Recuerdo ahora también al hombre con que me cruzo de vez en vez y desde una silla de ruedas va por ahí regalando esperanzas; al médico que dejó a su familia para salvar vidas; a todos aquellos que retomaron el arte de coser para entregar casa a casa un nasobuco cuando nos fue imposible salir a la calle con el rostro descubierto.
De ellos no sé mucho; no sé cuántos libros han leído, y de esos, cuántos llevan la firma de José Martí, y aunque siempre es imprescindible la buena compañía de un ejemplar literario, también lo es llevar a cuestas la virtud de ser útiles y buenos, como nos enseñó el Apóstol.
Es por eso que no necesito saber sus nombres. Me basta con el tributo constante, puro, lejos de egos intelectuales y sapiencias que llegan al corazón.
No me interesa su color de la piel, ni su sexo, y menos su orientación sexual.
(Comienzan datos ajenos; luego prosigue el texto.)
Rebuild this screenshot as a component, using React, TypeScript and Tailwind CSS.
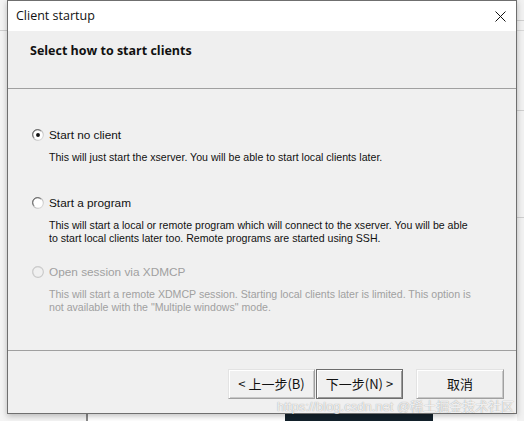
import React from "react";

function Radio({ checked, disabled }: { checked?: boolean; disabled?: boolean }) {
  return (
    <svg width="12" height="12" viewBox="0 0 13 13" className="shrink-0">
      <defs>
        <linearGradient id="rg" x1="0" y1="0" x2="1" y2="1">
          <stop offset="0" stopColor="#8a8a8a" />
          <stop offset="1" stopColor="#e6e6e6" />
        </linearGradient>
      </defs>
      <circle cx="6.5" cy="6.5" r="5.8" fill={disabled ? "#f0f0f0" : "#ffffff"} stroke={disabled ? "#c8c8c8" : "url(#rg)"} strokeWidth="1.2" />
      <path d="M2.2 9.5 A5 5 0 0 1 9.5 2.2" fill="none" stroke={disabled ? "#d0d0d0" : "#5a5a5a"} strokeWidth="0.9" />
      {checked && <circle cx="6.5" cy="6.5" r="2.1" fill="#111" />}
    </svg>
  );
}

function Option({
  label,
  desc,
  checked,
  disabled,
  className,
}: {
  label: string;
  desc: string[];
  checked?: boolean;
  disabled?: boolean;
  className?: string;
}) {
  const color = disabled ? "text-[#a0a0a0]" : "text-[#111]";
  return (
    <div className={`flex flex-col ${color} ${className ?? ""}`}>
      <div className="flex items-center h-[14px]">
        <div className="w-[17px] flex items-center">
          <Radio checked={checked} disabled={disabled} />
        </div>
        <span className="text-[11.8px] leading-[14px]">{label}</span>
      </div>
      <div className="pl-[17px] mt-[9px] text-[10.6px] leading-[13px]">
        {desc.map((d, i) => (
          <div key={i}>{d}</div>
        ))}
      </div>
    </div>
  );
}

function Button({ children, def }: { children: React.ReactNode; def?: boolean }) {
  return (
    <div
      className={`h-[30px] flex items-center justify-center bg-[#f0f0f0] text-[13px] text-[#111] border ${
        def
          ? "border-[#6d6d6d] shadow-[inset_1px_1px_0_#fff,inset_-1px_-1px_0_#9a9a9a]"
          : "border-t-[#e3e3e3] border-l-[#e3e3e3] border-r-[#a0a0a0] border-b-[#a0a0a0] shadow-[inset_1px_1px_0_#fff,inset_-1px_-1px_0_#c8c8c8]"
      }`}
      style={{ fontFamily: '"Noto Sans CJK SC", "Liberation Sans", sans-serif' }}
    >
      {children}
    </div>
  );
}

export default function App() {
  return (
    <div
      className="relative w-[524px] h-[421px] overflow-hidden bg-[#f4f4f4]"
      style={{ fontFamily: '"Liberation Sans", Arial, sans-serif' }}
    >
      {/* background bits */}
      <div className="absolute left-0 top-[30px] w-[8px] h-px bg-[#cfcfcf]" />
      <div className="absolute left-[86px] top-[405px] w-[2px] h-[16px] bg-[#8a8a8a]" />
      <div className="absolute left-[88px] top-[413px] right-0 h-[8px] bg-white" />
      <div className="absolute left-[285px] top-[412px] w-[148px] h-[9px] bg-[#13212b]" />
      <div className="absolute left-[517px] top-[0px] w-[7px] h-[421px] bg-[#f2f2f2]" />
      <div className="absolute left-[517px] top-[20px] w-[7px] h-px bg-[#cfcfcf]" />
      <div className="absolute left-[517px] top-[30px] w-[7px] h-px bg-[#d8d8d8]" />
      <div className="absolute left-[517px] top-[110px] w-[7px] h-px bg-[#cfcfcf]" />
      <div className="absolute left-[517px] top-[217px] w-[7px] h-px bg-[#cfcfcf]" />

      {/* dialog window */}
      <div className="absolute left-[7px] top-0 w-[510px] h-[414px] border border-[#6f6f6f] bg-[#f0f0f0] flex flex-col shadow-[0_2px_6px_rgba(0,0,0,0.25)]">
        {/* title bar */}
        <div className="h-[30px] bg-white flex items-center justify-between pl-[8px] pr-[10px] shrink-0">
          <span className="text-[12.5px] text-[#111]" style={{ fontFamily: '"Open Sans", "Noto Sans", sans-serif' }}>
            Client startup
          </span>
          <svg width="11" height="11" viewBox="0 0 11 11">
            <path d="M0.5 0.5 L10.5 10.5 M10.5 0.5 L0.5 10.5" stroke="#111" strokeWidth="1" />
          </svg>
        </div>
        {/* header */}
        <div className="h-[58px] shrink-0 bg-[#efefef] border-b border-[#a0a0a0] pl-[22px] pt-[7px]">
          <span
            className="text-[12.5px] font-bold text-[#111]"
            style={{ fontFamily: '"Open Sans", "Noto Sans", sans-serif' }}
          >
            Select how to start clients
          </span>
        </div>
        {/* body */}
        <div className="flex-1 flex flex-col pl-[24px] pt-[39px] border-b border-[#a0a0a0]">
          <Option
            checked
            label="Start no client"
            desc={["This will just start the xserver. You will be able to start local clients later."]}
          />
          <Option
            className="mt-[32px]"
            label="Start a program"
            desc={[
              "This will start a local or remote program which will connect to the xserver. You will be able",
              "to start local clients later too. Remote programs are started using SSH.",
            ]}
          />
          <Option
            className="mt-[20px]"
            disabled
            label="Open session via XDMCP"
            desc={[
              "This will start a remote XDMCP session. Starting local clients later is limited. This option is",
              'not available with the "Multiple windows" mode.',
            ]}
          />
        </div>
        {/* footer */}
        <div className="h-[62px] shrink-0 flex items-start pt-[18px] pl-[220px]">
          <div className="w-[87px]">
            <Button>&lt; 上一步(B)</Button>
          </div>
          <div className="w-[87px] ml-[1px]">
            <Button def>下一步(N) &gt;</Button>
          </div>
          <div className="w-[88px] ml-[13px]">
            <Button>取消</Button>
          </div>
        </div>
      </div>

      {/* watermark */}
      <div
        className="absolute left-[277px] top-[397px] text-[13px] text-white/85 whitespace-nowrap [text-shadow:0_0_1px_rgba(0,0,0,0.45)]"
        style={{ fontFamily: '"Liberation Sans", "Noto Sans CJK SC", sans-serif' }}
      >
        https://blog.csdn.net @稀土掘金技术社区
      </div>
    </div>
  );
}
Qué aporta o resta ser de una u otra manera.
Prefiero pensar en las lecciones cotidianas que inundan a una ciudad, que entre la vorágine diaria y las presiones que impone una pandemia, la habita gente verdaderamente martiana.
Gente que piensa en el otro, que ayuda sin pedir nada a cambio; que hace lo imposible por el bien común, que es rico con un abrazo y el beso inocente de un niño; gente que tenga mucho o poco por fuera, va colmado por dentro, y comparte sus riquezas.
Prefiero creer en ti, en mis amigos y compañeros de trabajo que lo entregan todo; en los desconocidos y martianos por convicción, en la luz que se enciende cada 28 de enero para encontrar a José Martí, y con él, la mejor manera de ser mejores seres humanos, sin importar el nombre que llevemos.